For as cryptic as its storytelling can be, the film couldn’t be more lucid in its images of mourning, commiseration, and familial love—several shots of the brother and sister together, and later several of the children embracing their mother, carry with them a convulsive emotional impact. Finally, it is impossible to ignore the film’s centerpiece scene, whose single long take is more in the style of Schanalec’s earlier work. In it, the widow walks down the street with a young filmmaker and teacher. In one of only a handful of outbursts from the woman, each of which reveal both humorously and heartbreakingly the turmoil held behind her daily life, she berates his movie for mixing actors with people who are genuinely ill, immorally colliding those who are pretending with those who have lived experience. This blatantly self-reflexive scene both defends Schanalec’s work and satirizes those who are vocally frustrated by her challenging, non-realist approach. Not only that, but since Eggert is an actress who has appeared in several of Schanalec's movies, and the teacher is played by Dane Komljen, the director of All the Cities of the North, we get a playful inversion of argument, since the one complaining of falsehood is the actor and the accused is someone acting his own role from his own experience.

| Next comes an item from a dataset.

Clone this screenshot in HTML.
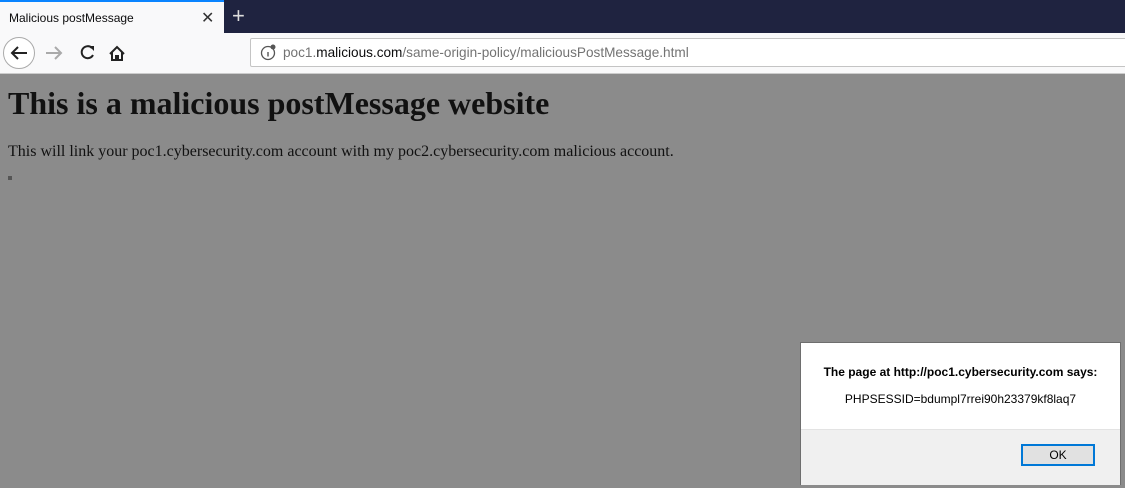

Despite the beautiful clarity of its images (a fresco of frustrated teachers frozen at an impasse discussing Phillip’s progress is an example of the wide range of affect the film contains, for it is at once artificial and touching, despondent and amusing) and the directness of its emotional appeal, the obliqueness of the film’s narrative may come off as a frustrating puzzle to solve. (Of quintessential art-house abstruseness are the vague animal bookends and periodic scenes of children rehearsing Hamlet with impressive gravity, perhaps externalizations of noble tragedy going on behind their impassive faces.) But in fact Schanalec’s is a style that not so much leaves gaps as dispenses with what can be presumed, challenging the audience (and in doing so, respecting them) to view the essentials. Challenge accepted.